Review By Glen Parkes
Some bands hit a peak and spend the rest of their careers chasing it. Gipsy Pistoleros are not one of those bands. With Dark Faerie Tales, they don’t just prove that lightning can strike twice — they prove it can strike harder, darker, and with far more dangerous intent.
Ever since Church of the Pistoleros blew the doors off 2025, there’s been a sense that this band were only getting started. Dark Faerie Tales feels like the sound of Gipsy Pistoleros fully embracing their own myth, sharpening their claws, and running headfirst into the fire with zero concern for trends, rules, or polite expectations. This is music for the outsiders, the beautiful weirdos, and the romantics with scars — and it wears that identity like a crown.

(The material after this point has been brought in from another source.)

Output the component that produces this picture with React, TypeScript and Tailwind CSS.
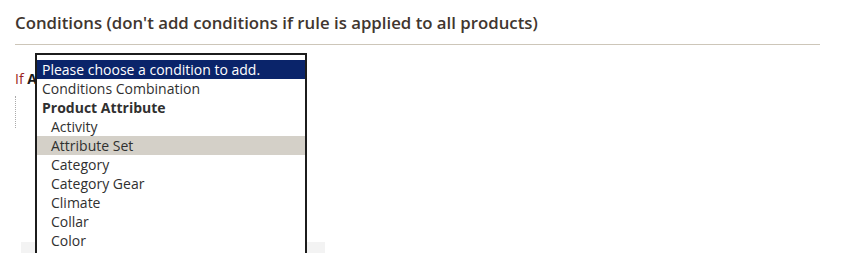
const groups = ['Activity', 'Attribute Set', 'Category', 'Category Gear', 'Climate', 'Collar', 'Color'];

export default function App() {
  return (
    <div className="relative w-[841px] h-[253px] overflow-hidden bg-white font-['Open_Sans',sans-serif] text-[#303030]">
      <div className="pl-[15px] pr-[21px]">
        {/* section title */}
        <div className="pt-[11px] pb-[10px] border-b border-[#cdc6b9]">
          <h2 className="text-[16.8px] leading-[23px] font-semibold text-[#41362f]">
            Conditions (don't add conditions if rule is applied to all products)
          </h2>
        </div>

        {/* rule tree */}
        <div className="pt-[24px]">
          <p className="text-[14px] leading-[19px]">
            <span className="text-[#9b2320]">If </span>
            <span className="font-bold text-[#1a1a1a]">A</span>
          </p>
          <div className="mt-[8px] h-[32px] border-l border-dotted border-[#aaa]" />
        </div>
      </div>

      {/* actions bar behind the open list */}
      <div className="absolute left-[21px] top-[242px] w-[304px] h-[20px] bg-[#f3f3f3]" />

      {/* open condition select */}
      <div className="absolute left-[35px] top-[53px] w-[272px] border-2 border-[#1c1c1c] bg-white pt-[5px] pb-[20px] text-[14px] leading-[19px]">
        <div className="bg-[#0a246a] text-white pl-[5px]">Please choose a condition to add.</div>
        <div className="pl-[5px]">Conditions Combination</div>
        <div className="pl-[5px] font-bold">Product Attribute</div>
        {groups.map((g) => (
          <div key={g} className={`pl-[14px] ${g === 'Attribute Set' ? 'bg-[#d4d0c8]' : ''}`}>
            {g}
          </div>
        ))}
      </div>
    </div>
  );
}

The album’s calling card, “I’m The Prince Of The Damned”, sums up everything that makes this band special. It’s sleazy, swaggering, gothic, and gloriously unhinged — massive riffs, venom-soaked vocals, and a chorus that lodges itself in your brain after one spin. Co-written and produced by Dave Draper, it doesn’t sound nostalgic or recycled; it sounds alive, dangerous, and feral. Lines like “We crown the wrong kings and call it salvation” cut deep, giving the song real bite beneath the glam-punk snarl.
But this album is far more than one standout single. “Dark Faerie Tales” as an opener pulls you straight into their twisted world — a scorched fairytale where nothing is pure and everything burns beautifully. “My One Desire, Burn It Up” and “King of Almost Everything” swagger with punk menace and glam-soaked arrogance, while “She’s Getting Stranger” leans into the band’s love of the theatrical, balancing sleaze with something oddly haunting.
Tracks like “Take My Hand to Nightmare Land” and “Behind The Mask” show just how confident the Pistoleros have become. There’s depth here — darkness, vulnerability, and a willingness to explore the cracks beneath the glitter. “Rattling” hits hard and fast, pure outlaw energy, while “I Whisper Goodbye” slows things down just enough to let the emotion seep in.
Closing track “The Ghost of Baby Strange” feels like the final chapter of a warped storybook — eerie, dramatic, and impossible to forget. By the time it fades out, you’re left with that rare feeling: the sense that you’ve just lived inside an album, not just listened to one.
Performance-wise, the band are on fire. Gypsy Lee Pistolero’s vocals drip with character and conviction, while Kerry Pistolero White, Shane Pistolero Sparkz, and Chris Pistolero Hopton lock in tight, giving the songs both muscle and momentum. Every track feels intentional, lived-in, and bursting with belief.
What makes Dark Faerie Tales so special is that it never tries to play it safe. It’s ambitious, eclectic, theatrical, and unapologetically Gypsy Pistoleros. Somehow, they’ve managed to get better, bolder, and more fearless with every release — and this album might be their most complete statement yet.
If Church of the Pistoleros was the uprising, Dark Faerie Tales is the coronation. Long live the Glam Punk Goth ’n’ Roll outlaws — the Prince of the Damned has arrived, and the crown fits perfectly.